Chretien has always left enough doubt as to where Canada stood on the use of force to disarm Iraq that he confounded, if not confused, his critics and bought time with an administration in Washington that is desperately looking for allies.
But there was no mistaking his message to the Council on Foreign Relations, a respected foreign policy think-tank.
He went so far as to suggest that it is the United States, rather than Iraq or even France or Germany, that will determine what kind of future the United Nations will have or whether it will have any future at all.
Bush has said repeatedly that UN failure to disarm Iraq after 12 years of Saddam's flouting its dictates will call the world body's viability into question.
On Thursday, Bush said the United Nations must help him confront Saddam or "fade into history as an ineffective, irrelevant, debating society."
Administration officials have taken to comparing the UN to the failed League of Nations, which collapsed after its feeble efforts to head off the Second World War.
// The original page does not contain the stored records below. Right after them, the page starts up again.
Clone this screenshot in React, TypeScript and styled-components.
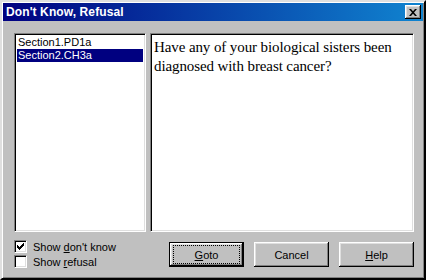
import styled, { createGlobalStyle } from "styled-components";

const GlobalStyle = createGlobalStyle`
  html, body {
    margin: 0;
    padding: 0;
    background: #c0c0c0;
  }
  * {
    box-sizing: border-box;
  }
`;

const Dialog = styled.div`
  width: 426px;
  height: 280px;
  display: flex;
  flex-direction: column;
  padding: 1px;
  background: #c0c0c0;
  border: 2px solid;
  border-color: #dfdfdf #000 #000 #dfdfdf;
  box-shadow: inset 1px 1px 0 #fff, inset -1px -1px 0 #808080;
  font-family: "Liberation Sans", Arial, sans-serif;
  font-size: 11px;
  color: #000;
`;

const TitleBar = styled.div`
  height: 18px;
  display: flex;
  align-items: center;
  justify-content: space-between;
  padding: 0 2px 0 3px;
  background: linear-gradient(90deg, #000080, #1084d0);
  color: #fff;
`;

const Title = styled.span`
  font-weight: bold;
  font-size: 12px;
  letter-spacing: 0.1px;
`;

const CloseButton = styled.div`
  width: 16px;
  height: 14px;
  display: flex;
  align-items: center;
  justify-content: center;
  background: #c0c0c0;
  box-shadow: inset -1px -1px 0 #000, inset 1px 1px 0 #fff,
    inset -2px -2px 0 #808080, inset 2px 2px 0 #dfdfdf;
`;

const Body = styled.div`
  flex: 1;
  display: flex;
  flex-direction: column;
  padding: 12px 9px 0 11px;
`;

const TopRow = styled.div`
  display: flex;
  gap: 4px;
  height: 199px;
`;

const Sunken = styled.div`
  background: #fff;
  border: 1px solid;
  border-color: #808080 #fff #fff #808080;
  box-shadow: inset 1px 1px 0 #000, inset -1px -1px 0 #dfdfdf;
  padding: 2px;
`;

const ListBox = styled(Sunken)`
  width: 132px;
`;

const ListItem = styled.div<{ $selected?: boolean }>`
  height: 13px;
  line-height: 13px;
  padding-left: 1px;
  font-size: 11px;
  background: ${({ $selected }) => ($selected ? "#000080" : "transparent")};
  color: ${({ $selected }) => ($selected ? "#fff" : "#000")};
`;

const QuestionBox = styled(Sunken)`
  flex: 1;
  padding: 4px 3px;
  font-family: "Liberation Serif", "Times New Roman", serif;
  font-size: 15px;
  letter-spacing: -0.1px;
  line-height: 19px;
`;

const BottomRow = styled.div`
  display: flex;
  padding-top: 8px;
`;

const Checks = styled.div`
  width: 155px;
  display: flex;
  flex-direction: column;
  gap: 2px;
`;

const CheckRow = styled.label`
  display: flex;
  align-items: center;
  gap: 6px;
  height: 13px;
  font-size: 11px;
`;

const Box = styled.span`
  width: 13px;
  height: 13px;
  display: flex;
  align-items: center;
  justify-content: center;
  background: #fff;
  border: 1px solid;
  border-color: #808080 #fff #fff #808080;
  box-shadow: inset 1px 1px 0 #000, inset -1px -1px 0 #dfdfdf;
`;

const Buttons = styled.div`
  display: flex;
  gap: 10px;
  padding-top: 2px;
`;

const Button = styled.div<{ $default?: boolean }>`
  width: 75px;
  height: 25px;
  display: flex;
  align-items: center;
  justify-content: center;
  font-size: 11px;
  background: #c0c0c0;
  border: ${({ $default }) => ($default ? "1px solid #000" : "none")};
  box-shadow: inset -1px -1px 0 #000, inset 1px 1px 0 #fff,
    inset -2px -2px 0 #808080, inset 2px 2px 0 #dfdfdf;
`;

const Focus = styled.span`
  display: flex;
  align-items: center;
  justify-content: center;
  width: 65px;
  height: 17px;
  outline: 1px dotted #000;
`;

const Key = styled.span`
  text-decoration: underline;
`;

const Check = () => (
  <svg width="7" height="7" viewBox="0 0 7 7">
    <path d="M0 2h1v1h1v1h1v-1h1v-1h1v-1h1v-1h1v3h-1v1h-1v1h-1v1h-1v1h-1v-1h-1v-1h-1z" fill="#000" />
  </svg>
);

const CloseX = () => (
  <svg width="8" height="7" viewBox="0 0 8 7">
    <path d="M0 0h2l2 2.2L6 0h2L5 3.5 8 7H6L4 4.8 2 7H0l3-3.5z" fill="#000" />
  </svg>
);

export default function App() {
  return (
    <>
      <GlobalStyle />
      <Dialog>
        <TitleBar>
          <Title>Don't Know, Refusal</Title>
          <CloseButton>
            <CloseX />
          </CloseButton>
        </TitleBar>
        <Body>
          <TopRow>
            <ListBox>
              <ListItem>Section1.PD1a</ListItem>
              <ListItem $selected>Section2.CH3a</ListItem>
            </ListBox>
            <QuestionBox>
              Have any of your biological sisters been diagnosed with breast
              cancer?
            </QuestionBox>
          </TopRow>
          <BottomRow>
            <Checks>
              <CheckRow>
                <Box>
                  <Check />
                </Box>
                <span>
                  Show <Key>d</Key>on't know
                </span>
              </CheckRow>
              <CheckRow>
                <Box />
                <span>
                  Show <Key>r</Key>efusal
                </span>
              </CheckRow>
            </Checks>
            <Buttons>
              <Button $default>
                <Focus>
                  <Key>G</Key>oto
                </Focus>
              </Button>
              <Button>Cancel</Button>
              <Button>
                <span>
                  <Key>H</Key>elp
                </span>
              </Button>
            </Buttons>
          </BottomRow>
        </Body>
      </Dialog>
    </>
  );
}
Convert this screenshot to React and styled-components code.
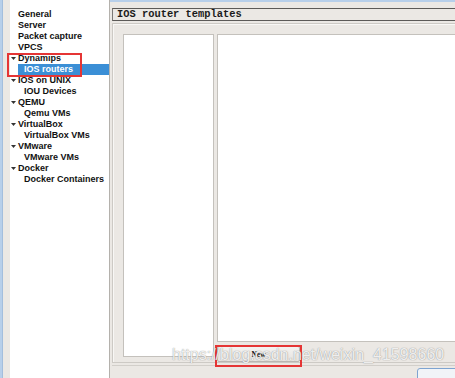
import React from "react";
import styled, { createGlobalStyle } from "styled-components";

const GlobalStyle = createGlobalStyle`
  html, body {
    margin: 0;
    padding: 0;
    background: #ebe8e4;
    overflow: hidden;
  }
`;

const Window = styled.div`
  position: relative;
  display: flex;
  width: 455px;
  height: 378px;
  overflow: hidden;
  background: #ebe8e4;
  font-family: "Liberation Sans", Arial, sans-serif;
`;

const Frame = styled.div`
  width: 3px;
  background: #b7cfea;
  border-right: 1px solid #a3bedd;
  box-sizing: border-box;
`;

const Sidebar = styled.div`
  padding-left: 7px;
  display: flex;
`;

const Tree = styled.div`
  width: 100px;
  background: #fff;
  border-right: 1px solid #b4b1ac;
  padding-top: 9px;
  box-sizing: border-box;
`;

const Row = styled.div`
  position: relative;
  height: 11px;
  line-height: 11px;
  font-size: 9px;
  font-weight: bold;
  white-space: nowrap;
  color: ${(p) => (p.$selected ? "#fff" : "#111")};
  background: ${(p) => (p.$selected ? "#3b8fd6" : "transparent")};
  margin-left: 8px;
  padding-left: ${(p) => (p.$child ? "6px" : "0")};
`;

const Arrow = styled.svg`
  position: absolute;
  left: -7px;
  top: 4px;
`;

const Main = styled.div`
  flex: 1;
  display: flex;
  flex-direction: column;
  border-top: 2px solid #b7cfea;
  padding: 6px 0 0 2px;
  min-width: 0;
`;

const TitleBar = styled.div`
  height: 11px;
  border-top: 1px solid #5c5a58;
  border-bottom: 1px solid #5c5a58;
  border-left: 1px solid #7a7875;
  padding-left: 4px;
  font-family: "Liberation Mono", "Courier New", monospace;
  font-weight: bold;
  font-size: 10.4px;
  line-height: 11px;
  color: #1a1a1a;
  white-space: nowrap;
`;

const Group = styled.div`
  margin-top: 2px;
  height: 346px;
  box-sizing: border-box;
  border: 1px solid #cdcac5;
  border-right: none;
  box-shadow: inset 1px 1px 0 #f8f7f5;
  padding: 10px 0 0 10px;
  display: flex;
  gap: 3px;
`;

const ListBox = styled.div`
  width: 91px;
  height: 323px;
  box-sizing: border-box;
  background: #fff;
  border: 1px solid #c4c1bc;
`;

const Column = styled.div`
  flex: 1;
  display: flex;
  flex-direction: column;
`;

const Editor = styled.div`
  height: 308px;
  box-sizing: border-box;
  background: #fff;
  border: 1px solid #c4c1bc;
  border-right: none;
`;

const ButtonRow = styled.div`
  display: flex;
  padding-top: 4px;
`;

const Button = styled.div`
  width: 83px;
  height: 16px;
  box-sizing: border-box;
  border: 1px solid #b9b6b1;
  border-radius: 2px;
  background: linear-gradient(#f4f3f1, #e6e3df);
  display: flex;
  align-items: center;
  justify-content: center;
  font-family: "Liberation Serif", "Times New Roman", serif;
  font-weight: bold;
  font-size: 7.5px;
  color: #111;
`;

const Footer = styled.div`
  margin-top: 2px;
  border-top: 1px solid #d2cfca;
  flex: 1;
  display: flex;
  justify-content: flex-end;
  padding-top: 2px;
`;

const OkButton = styled.div`
  width: 40px;
  height: 20px;
  border: 1px solid #7ea4d1;
  border-radius: 3px;
  background: #f1f4f8;
  margin-right: -4px;
`;

const Mark = styled.div`
  position: absolute;
  left: ${(p) => p.$x}px;
  top: ${(p) => p.$y}px;
  width: ${(p) => p.$w}px;
  height: ${(p) => p.$h}px;
  border: 2px solid #e53535;
  box-sizing: border-box;
  pointer-events: none;
`;

const Watermark = styled.div`
  position: absolute;
  left: 172px;
  top: 346px;
  font-family: "Liberation Sans", Arial, sans-serif;
  font-size: 16px;
  color: rgba(255, 255, 255, 0.85);
  text-shadow: 0 0 1px rgba(120, 120, 120, 0.55), 0 0 1px rgba(120, 120, 120, 0.55);
  white-space: nowrap;
  pointer-events: none;
`;

const tree = [
  { label: "General" },
  { label: "Server" },
  { label: "Packet capture" },
  { label: "VPCS" },
  { label: "Dynamips", open: true },
  { label: "IOS routers", child: true, selected: true },
  { label: "IOS on UNIX", open: true },
  { label: "IOU Devices", child: true },
  { label: "QEMU", open: true },
  { label: "Qemu VMs", child: true },
  { label: "VirtualBox", open: true },
  { label: "VirtualBox VMs", child: true },
  { label: "VMware", open: true },
  { label: "VMware VMs", child: true },
  { label: "Docker", open: true },
  { label: "Docker Containers", child: true },
];

export default function App() {
  return (
    <Window>
      <GlobalStyle />
      <Frame />
      <Sidebar>
        <Tree>
          {tree.map((item) => (
            <Row key={item.label} $child={item.child} $selected={item.selected}>
              {item.open && (
                <Arrow width="5" height="3" viewBox="0 0 5 3">
                  <path d="M0 0 L5 0 L2.5 3 Z" fill="#333" />
                </Arrow>
              )}
              {item.label}
            </Row>
          ))}
        </Tree>
      </Sidebar>
      <Main>
        <TitleBar>IOS router templates</TitleBar>
        <Group>
          <ListBox />
          <Column>
            <Editor />
            <ButtonRow>
              <Button>New</Button>
            </ButtonRow>
          </Column>
        </Group>
        <Footer>
          <OkButton />
        </Footer>
      </Main>
      <Mark $x={7} $y={53} $w={75} $h={24} />
      <Mark $x={215} $y={345} $w={87} $h={22} />
      <Watermark>https://blog.csdn.net/weixin_41598660</Watermark>
    </Window>
  );
}
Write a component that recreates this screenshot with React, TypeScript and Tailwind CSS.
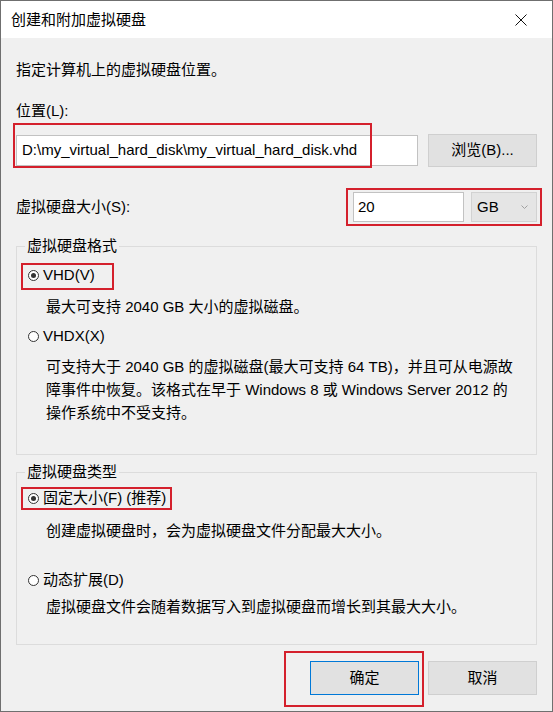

Chretien took a decidedly different view.
"The world learned a terrible lesson when the League of Nations failed to act against aggression in the 1930's," the prime minister said. "But we must also remember that the League of Nations was mortally wounded because the United States was not a member."
Chretien's address was a spirited defence of multilateralism, or a rejection of the notion that the destinies of the planet should be decided only in the White House and the Pentagon.
But his defence of multilateralism comes as the UN is hopelessly riven by a dispute over how to deal with Iraq.
The United States and Britain insist Iraq has already shown itself to have broken the latest UN resolutions calling for its disarmament and want the world body to authorize military action.
Several other members of the UN Security Council, led by traditional U.S. allies France and Germany, have thwarted the Anglo-American call for war and threatened to veto any resolution that demands a strike against Baghdad.
Russia joined France and Germany in demanding strengthened weapons inspections in Iraq, which the Bush administration considers virtually useless.
"How the United States acts in the days ahead will have profound consequences for the future," Chretien said. "I am convinced that working through the United Nations if at all possible, as difficult and as frustrating as it sometimes can be, will not only immediately strengthen the hand of the United States, but also those around the world who want to support it."
Chretien said acting without international support could make any war with Iraq a war of East versus West, or the strong versus the weak.
"It is imperative to avoid the perception of a 'clash of civilizations.' Maximum use of the United Nations will minimize that risk."
Chretien also rose to the defence of another beleaguered multilateral organization: NATO.
The alliance was thrown into one of its worst-ever crises Monday when France, Germany and Belgium vetoed a U.S. request for NATO to make plans to protect Turkey if Saddam Hussein attacks.